THE PROBLEM. Using the data that follows, return exactly the lines from the one that contains "What React, TypeScript" through the one that contains "const subNav = ['Account", ends included.

(Front-end source files)
┏━━

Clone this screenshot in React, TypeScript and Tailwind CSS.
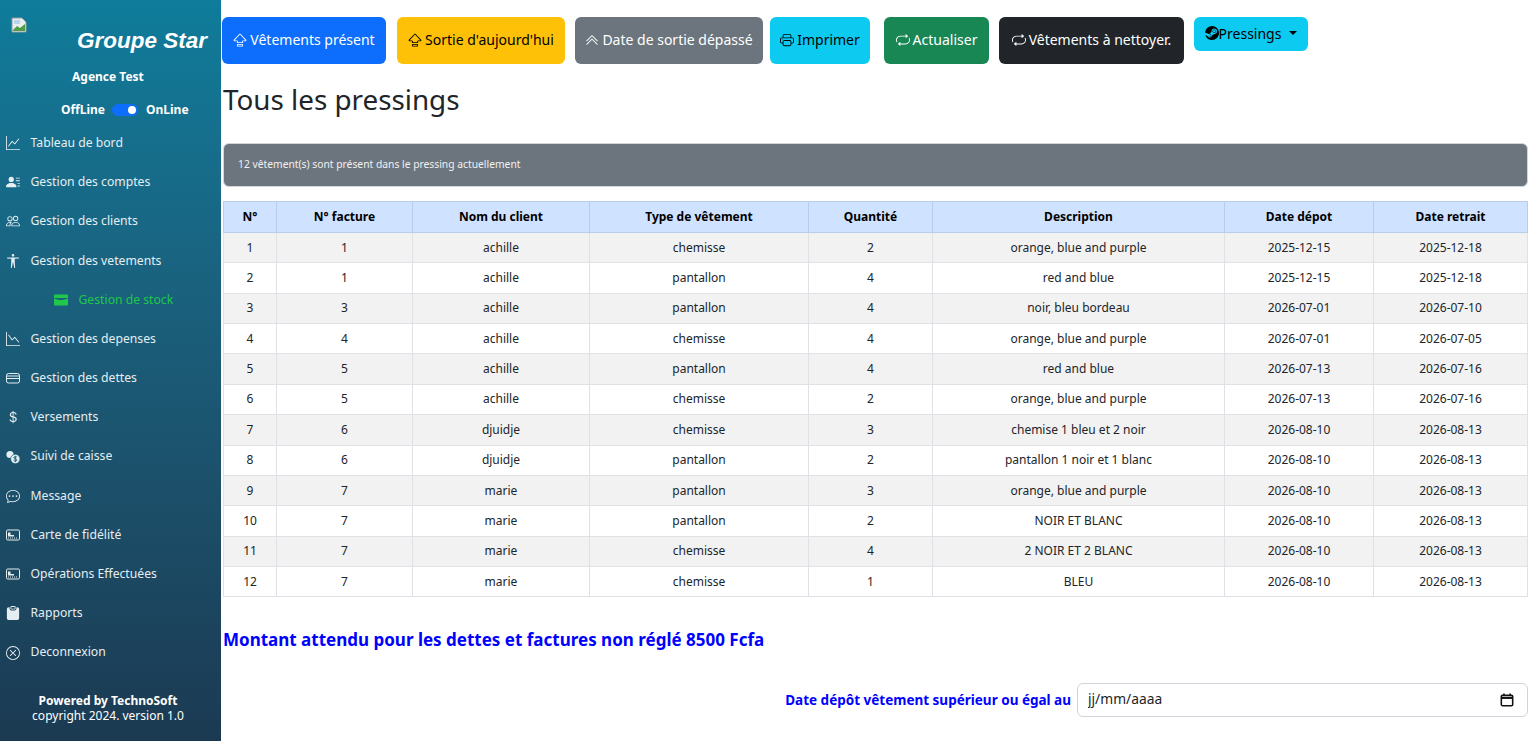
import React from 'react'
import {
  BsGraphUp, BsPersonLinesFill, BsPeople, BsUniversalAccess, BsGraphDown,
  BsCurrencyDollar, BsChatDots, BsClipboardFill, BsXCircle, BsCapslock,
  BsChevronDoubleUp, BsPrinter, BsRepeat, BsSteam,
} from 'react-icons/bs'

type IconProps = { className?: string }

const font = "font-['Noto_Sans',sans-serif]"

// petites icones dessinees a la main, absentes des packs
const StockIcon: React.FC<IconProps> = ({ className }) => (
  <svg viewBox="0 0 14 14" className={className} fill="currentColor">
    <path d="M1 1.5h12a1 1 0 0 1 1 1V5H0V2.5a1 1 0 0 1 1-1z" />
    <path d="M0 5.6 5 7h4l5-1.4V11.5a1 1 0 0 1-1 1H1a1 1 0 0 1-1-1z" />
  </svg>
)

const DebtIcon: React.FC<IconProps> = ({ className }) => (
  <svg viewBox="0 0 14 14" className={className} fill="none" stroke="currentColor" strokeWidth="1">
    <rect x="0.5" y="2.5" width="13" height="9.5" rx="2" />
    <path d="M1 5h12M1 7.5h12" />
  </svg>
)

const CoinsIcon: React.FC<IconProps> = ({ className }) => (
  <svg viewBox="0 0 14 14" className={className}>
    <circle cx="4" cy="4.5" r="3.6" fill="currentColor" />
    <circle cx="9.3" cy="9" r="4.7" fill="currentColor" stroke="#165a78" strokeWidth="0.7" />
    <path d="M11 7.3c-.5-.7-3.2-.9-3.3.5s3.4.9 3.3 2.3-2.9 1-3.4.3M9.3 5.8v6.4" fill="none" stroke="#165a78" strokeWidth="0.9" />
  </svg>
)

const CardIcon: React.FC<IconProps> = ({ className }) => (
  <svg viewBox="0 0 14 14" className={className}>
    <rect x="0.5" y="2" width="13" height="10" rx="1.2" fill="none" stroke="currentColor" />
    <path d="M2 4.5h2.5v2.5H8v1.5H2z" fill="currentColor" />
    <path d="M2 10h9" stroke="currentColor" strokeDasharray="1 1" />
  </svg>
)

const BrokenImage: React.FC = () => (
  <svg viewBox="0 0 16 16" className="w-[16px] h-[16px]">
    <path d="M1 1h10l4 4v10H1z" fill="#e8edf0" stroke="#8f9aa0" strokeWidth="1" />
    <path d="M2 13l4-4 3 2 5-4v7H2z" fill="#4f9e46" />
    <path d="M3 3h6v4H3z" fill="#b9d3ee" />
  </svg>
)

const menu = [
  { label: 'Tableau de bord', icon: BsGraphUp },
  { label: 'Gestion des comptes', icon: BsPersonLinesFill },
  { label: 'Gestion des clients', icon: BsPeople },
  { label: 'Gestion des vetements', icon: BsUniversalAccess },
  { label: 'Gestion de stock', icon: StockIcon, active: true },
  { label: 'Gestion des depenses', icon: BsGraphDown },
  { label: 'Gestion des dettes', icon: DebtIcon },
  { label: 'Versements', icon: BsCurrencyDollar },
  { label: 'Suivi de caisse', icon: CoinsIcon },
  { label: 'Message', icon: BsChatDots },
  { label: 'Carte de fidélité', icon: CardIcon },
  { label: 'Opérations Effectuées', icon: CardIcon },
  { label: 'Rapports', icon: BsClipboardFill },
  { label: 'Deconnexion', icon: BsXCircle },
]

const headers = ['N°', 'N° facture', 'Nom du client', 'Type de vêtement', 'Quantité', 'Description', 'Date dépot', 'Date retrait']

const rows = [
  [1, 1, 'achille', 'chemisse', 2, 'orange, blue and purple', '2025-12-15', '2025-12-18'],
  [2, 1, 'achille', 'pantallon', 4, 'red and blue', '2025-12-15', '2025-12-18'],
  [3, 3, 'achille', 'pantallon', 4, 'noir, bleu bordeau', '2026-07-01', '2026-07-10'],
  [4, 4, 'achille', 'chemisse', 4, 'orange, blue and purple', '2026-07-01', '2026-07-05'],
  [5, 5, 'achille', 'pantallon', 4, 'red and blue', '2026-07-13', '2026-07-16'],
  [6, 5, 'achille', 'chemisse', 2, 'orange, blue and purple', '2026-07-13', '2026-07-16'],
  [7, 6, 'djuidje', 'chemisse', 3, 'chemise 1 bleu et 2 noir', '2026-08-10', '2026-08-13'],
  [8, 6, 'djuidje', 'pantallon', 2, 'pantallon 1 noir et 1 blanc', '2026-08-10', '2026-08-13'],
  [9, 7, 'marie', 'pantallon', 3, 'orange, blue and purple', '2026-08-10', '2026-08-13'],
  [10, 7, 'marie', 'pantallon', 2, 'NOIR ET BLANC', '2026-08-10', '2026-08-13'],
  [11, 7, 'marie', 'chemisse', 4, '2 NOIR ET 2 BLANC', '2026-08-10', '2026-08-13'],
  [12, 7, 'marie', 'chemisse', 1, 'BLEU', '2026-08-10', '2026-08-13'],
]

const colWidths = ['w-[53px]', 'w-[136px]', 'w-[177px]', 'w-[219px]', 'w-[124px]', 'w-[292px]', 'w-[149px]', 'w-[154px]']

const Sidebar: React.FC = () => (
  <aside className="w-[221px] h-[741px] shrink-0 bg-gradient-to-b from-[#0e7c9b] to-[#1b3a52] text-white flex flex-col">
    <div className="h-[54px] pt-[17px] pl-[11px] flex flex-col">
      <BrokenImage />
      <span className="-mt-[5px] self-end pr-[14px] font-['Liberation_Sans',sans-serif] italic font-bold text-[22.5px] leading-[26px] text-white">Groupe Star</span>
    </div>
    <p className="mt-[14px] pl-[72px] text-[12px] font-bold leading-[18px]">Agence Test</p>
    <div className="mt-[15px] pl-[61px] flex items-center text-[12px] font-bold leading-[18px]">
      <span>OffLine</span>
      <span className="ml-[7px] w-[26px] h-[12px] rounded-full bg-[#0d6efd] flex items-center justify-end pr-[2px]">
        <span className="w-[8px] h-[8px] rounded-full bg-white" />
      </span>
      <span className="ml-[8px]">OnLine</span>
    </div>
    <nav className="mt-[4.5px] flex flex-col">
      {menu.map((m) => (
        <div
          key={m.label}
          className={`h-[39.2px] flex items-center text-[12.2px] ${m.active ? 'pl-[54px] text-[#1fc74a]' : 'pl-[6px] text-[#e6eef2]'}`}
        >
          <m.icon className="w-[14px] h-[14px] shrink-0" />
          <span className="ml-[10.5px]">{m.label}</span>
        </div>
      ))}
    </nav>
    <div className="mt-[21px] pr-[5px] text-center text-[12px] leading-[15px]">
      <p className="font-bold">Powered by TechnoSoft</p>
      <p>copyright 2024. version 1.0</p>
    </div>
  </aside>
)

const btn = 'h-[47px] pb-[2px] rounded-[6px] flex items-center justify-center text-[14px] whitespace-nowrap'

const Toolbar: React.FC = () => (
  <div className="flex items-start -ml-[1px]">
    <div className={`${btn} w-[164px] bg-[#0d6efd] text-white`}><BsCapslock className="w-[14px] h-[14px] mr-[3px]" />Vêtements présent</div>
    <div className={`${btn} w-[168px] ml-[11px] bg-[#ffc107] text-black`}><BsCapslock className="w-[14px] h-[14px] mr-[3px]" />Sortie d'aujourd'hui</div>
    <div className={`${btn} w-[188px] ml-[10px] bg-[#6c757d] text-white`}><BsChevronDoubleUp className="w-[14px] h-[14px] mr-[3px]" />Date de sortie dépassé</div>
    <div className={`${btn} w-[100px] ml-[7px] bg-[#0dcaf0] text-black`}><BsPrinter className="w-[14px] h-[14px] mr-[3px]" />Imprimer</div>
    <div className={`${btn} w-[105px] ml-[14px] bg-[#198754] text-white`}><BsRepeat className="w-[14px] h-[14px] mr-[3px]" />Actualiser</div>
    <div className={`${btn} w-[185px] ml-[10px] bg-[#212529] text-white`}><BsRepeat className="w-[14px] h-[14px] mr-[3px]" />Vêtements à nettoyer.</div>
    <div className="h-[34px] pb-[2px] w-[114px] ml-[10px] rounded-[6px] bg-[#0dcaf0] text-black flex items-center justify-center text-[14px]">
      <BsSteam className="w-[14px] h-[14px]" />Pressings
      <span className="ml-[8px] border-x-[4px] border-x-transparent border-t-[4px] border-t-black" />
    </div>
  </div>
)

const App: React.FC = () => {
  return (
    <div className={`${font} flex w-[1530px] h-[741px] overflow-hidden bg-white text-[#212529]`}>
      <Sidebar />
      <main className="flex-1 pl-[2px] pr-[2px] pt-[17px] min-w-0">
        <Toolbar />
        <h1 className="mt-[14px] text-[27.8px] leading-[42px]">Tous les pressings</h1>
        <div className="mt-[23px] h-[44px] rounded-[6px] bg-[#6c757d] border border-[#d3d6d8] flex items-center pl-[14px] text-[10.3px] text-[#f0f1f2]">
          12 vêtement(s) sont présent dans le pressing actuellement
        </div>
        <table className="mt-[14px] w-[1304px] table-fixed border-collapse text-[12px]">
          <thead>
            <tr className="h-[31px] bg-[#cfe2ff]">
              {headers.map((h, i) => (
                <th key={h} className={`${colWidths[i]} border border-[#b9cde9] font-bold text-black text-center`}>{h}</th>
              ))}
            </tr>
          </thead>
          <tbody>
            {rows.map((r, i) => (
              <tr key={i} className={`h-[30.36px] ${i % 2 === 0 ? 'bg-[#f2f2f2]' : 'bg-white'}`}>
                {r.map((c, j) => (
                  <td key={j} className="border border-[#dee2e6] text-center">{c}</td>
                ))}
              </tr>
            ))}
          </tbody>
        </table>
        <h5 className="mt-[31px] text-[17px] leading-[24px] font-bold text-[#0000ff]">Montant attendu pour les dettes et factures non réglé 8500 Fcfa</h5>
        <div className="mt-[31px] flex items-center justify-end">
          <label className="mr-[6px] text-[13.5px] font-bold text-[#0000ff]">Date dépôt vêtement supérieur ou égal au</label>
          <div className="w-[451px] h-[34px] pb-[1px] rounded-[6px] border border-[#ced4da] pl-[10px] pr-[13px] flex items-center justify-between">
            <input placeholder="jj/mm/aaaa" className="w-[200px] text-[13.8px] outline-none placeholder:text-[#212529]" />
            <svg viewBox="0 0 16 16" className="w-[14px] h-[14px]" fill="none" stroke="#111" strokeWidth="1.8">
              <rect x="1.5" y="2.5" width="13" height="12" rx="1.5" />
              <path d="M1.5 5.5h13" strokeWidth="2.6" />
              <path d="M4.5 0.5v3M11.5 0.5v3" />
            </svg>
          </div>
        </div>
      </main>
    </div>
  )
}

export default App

┗━━
┏━━

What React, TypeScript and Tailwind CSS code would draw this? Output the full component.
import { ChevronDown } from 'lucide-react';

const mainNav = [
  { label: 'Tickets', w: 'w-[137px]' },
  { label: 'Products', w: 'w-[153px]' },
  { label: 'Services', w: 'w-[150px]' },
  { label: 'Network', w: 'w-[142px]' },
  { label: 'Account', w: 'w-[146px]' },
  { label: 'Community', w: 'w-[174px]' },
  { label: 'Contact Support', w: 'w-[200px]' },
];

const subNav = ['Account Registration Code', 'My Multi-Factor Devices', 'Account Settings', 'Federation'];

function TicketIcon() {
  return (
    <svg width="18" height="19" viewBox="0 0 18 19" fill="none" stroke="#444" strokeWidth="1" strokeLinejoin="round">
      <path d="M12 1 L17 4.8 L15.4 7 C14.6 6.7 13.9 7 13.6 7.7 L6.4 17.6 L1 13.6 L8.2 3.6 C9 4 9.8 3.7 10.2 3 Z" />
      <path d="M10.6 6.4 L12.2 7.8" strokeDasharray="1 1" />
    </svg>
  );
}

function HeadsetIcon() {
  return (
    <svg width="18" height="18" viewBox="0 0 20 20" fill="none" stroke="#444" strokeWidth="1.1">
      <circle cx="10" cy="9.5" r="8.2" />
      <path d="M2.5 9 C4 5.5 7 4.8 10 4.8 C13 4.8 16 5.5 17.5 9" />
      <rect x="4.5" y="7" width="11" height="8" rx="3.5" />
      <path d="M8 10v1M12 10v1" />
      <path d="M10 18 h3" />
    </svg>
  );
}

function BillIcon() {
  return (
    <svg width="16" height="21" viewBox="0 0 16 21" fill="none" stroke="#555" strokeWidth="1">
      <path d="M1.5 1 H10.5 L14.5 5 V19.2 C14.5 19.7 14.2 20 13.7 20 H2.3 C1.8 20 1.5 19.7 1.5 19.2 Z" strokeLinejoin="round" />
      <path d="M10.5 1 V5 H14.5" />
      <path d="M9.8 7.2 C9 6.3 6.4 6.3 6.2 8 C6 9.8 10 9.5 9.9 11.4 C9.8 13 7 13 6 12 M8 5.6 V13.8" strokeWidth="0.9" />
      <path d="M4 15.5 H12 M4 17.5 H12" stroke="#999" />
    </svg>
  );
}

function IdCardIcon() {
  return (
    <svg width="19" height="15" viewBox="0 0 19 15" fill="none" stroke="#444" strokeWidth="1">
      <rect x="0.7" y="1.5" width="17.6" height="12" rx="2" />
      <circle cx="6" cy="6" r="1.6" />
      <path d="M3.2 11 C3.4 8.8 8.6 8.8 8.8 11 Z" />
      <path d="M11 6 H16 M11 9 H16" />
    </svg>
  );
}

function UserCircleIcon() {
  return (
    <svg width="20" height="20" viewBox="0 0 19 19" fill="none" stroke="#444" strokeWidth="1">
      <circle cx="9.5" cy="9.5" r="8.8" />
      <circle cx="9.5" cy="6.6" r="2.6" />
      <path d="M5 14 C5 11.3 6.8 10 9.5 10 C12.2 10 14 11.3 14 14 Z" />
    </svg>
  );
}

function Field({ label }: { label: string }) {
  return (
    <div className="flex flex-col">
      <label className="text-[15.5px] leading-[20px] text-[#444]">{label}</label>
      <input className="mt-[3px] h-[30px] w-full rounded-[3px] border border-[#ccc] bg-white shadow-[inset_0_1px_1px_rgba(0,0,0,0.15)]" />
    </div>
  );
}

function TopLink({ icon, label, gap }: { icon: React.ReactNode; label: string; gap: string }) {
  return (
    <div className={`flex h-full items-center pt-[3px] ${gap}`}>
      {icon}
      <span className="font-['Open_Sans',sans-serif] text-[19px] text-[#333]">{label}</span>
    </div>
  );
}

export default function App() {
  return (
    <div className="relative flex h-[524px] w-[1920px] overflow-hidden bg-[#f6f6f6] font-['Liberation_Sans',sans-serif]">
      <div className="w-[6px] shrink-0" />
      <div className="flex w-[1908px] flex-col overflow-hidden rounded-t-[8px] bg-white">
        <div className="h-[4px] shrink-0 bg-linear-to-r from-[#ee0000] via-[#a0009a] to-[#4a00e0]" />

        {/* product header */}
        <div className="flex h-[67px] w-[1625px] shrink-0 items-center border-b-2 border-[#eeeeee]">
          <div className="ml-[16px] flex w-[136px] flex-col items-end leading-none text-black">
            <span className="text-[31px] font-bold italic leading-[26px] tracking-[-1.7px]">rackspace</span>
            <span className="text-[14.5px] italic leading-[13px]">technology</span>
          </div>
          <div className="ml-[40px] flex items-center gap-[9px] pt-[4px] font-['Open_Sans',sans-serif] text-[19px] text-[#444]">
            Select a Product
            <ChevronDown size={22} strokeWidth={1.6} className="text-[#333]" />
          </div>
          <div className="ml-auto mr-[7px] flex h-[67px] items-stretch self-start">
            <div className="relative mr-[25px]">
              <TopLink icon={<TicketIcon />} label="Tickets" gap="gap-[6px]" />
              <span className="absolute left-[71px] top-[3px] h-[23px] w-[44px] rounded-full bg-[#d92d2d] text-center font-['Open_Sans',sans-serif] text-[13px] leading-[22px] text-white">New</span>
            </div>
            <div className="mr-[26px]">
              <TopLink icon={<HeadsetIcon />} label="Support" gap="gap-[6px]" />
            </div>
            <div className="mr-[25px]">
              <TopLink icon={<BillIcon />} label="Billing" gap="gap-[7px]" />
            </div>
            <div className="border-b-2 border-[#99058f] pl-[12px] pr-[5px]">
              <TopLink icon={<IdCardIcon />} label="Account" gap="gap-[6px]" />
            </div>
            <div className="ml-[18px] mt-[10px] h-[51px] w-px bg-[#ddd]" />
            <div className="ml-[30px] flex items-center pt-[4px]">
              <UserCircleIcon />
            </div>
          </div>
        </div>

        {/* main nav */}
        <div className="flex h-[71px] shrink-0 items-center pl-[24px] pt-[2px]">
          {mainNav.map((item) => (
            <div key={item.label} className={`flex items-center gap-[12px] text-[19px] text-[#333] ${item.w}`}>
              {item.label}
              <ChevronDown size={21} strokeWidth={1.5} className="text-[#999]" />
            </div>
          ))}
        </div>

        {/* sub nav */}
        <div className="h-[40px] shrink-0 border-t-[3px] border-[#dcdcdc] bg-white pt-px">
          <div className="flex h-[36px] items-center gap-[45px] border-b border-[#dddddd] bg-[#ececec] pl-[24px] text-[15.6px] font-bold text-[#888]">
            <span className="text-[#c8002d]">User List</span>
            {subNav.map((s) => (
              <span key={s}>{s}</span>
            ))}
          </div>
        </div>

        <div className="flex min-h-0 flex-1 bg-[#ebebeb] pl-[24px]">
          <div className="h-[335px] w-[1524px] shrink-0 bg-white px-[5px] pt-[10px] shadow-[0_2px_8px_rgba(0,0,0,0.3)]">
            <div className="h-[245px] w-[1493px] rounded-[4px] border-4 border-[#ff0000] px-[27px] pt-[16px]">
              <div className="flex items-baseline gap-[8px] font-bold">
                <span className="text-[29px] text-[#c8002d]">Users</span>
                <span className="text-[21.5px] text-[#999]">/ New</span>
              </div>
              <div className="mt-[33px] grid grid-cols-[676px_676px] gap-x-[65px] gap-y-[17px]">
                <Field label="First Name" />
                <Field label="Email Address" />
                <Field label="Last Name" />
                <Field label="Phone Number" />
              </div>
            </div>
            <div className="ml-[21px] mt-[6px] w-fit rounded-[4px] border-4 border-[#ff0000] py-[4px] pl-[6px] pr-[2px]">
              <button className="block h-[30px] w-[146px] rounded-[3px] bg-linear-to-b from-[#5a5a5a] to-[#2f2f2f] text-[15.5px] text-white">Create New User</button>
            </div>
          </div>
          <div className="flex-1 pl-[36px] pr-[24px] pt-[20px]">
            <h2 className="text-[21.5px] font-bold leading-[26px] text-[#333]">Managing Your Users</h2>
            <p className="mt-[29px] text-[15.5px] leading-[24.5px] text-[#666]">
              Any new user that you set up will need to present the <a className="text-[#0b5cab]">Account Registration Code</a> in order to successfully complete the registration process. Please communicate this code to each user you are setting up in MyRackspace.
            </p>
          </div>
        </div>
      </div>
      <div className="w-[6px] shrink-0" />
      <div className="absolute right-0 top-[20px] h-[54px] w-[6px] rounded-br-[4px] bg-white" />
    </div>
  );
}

┗━━

FINISHED EXERCISE.
What React, TypeScript and Tailwind CSS code would draw this? Output the full component.
import { ChevronDown } from 'lucide-react';

const mainNav = [
  { label: 'Tickets', w: 'w-[137px]' },
  { label: 'Products', w: 'w-[153px]' },
  { label: 'Services', w: 'w-[150px]' },
  { label: 'Network', w: 'w-[142px]' },
  { label: 'Account', w: 'w-[146px]' },
  { label: 'Community', w: 'w-[174px]' },
  { label: 'Contact Support', w: 'w-[200px]' },
];

const subNav = ['Account Registration Code', 'My Multi-Factor Devices', 'Account Settings', 'Federation'];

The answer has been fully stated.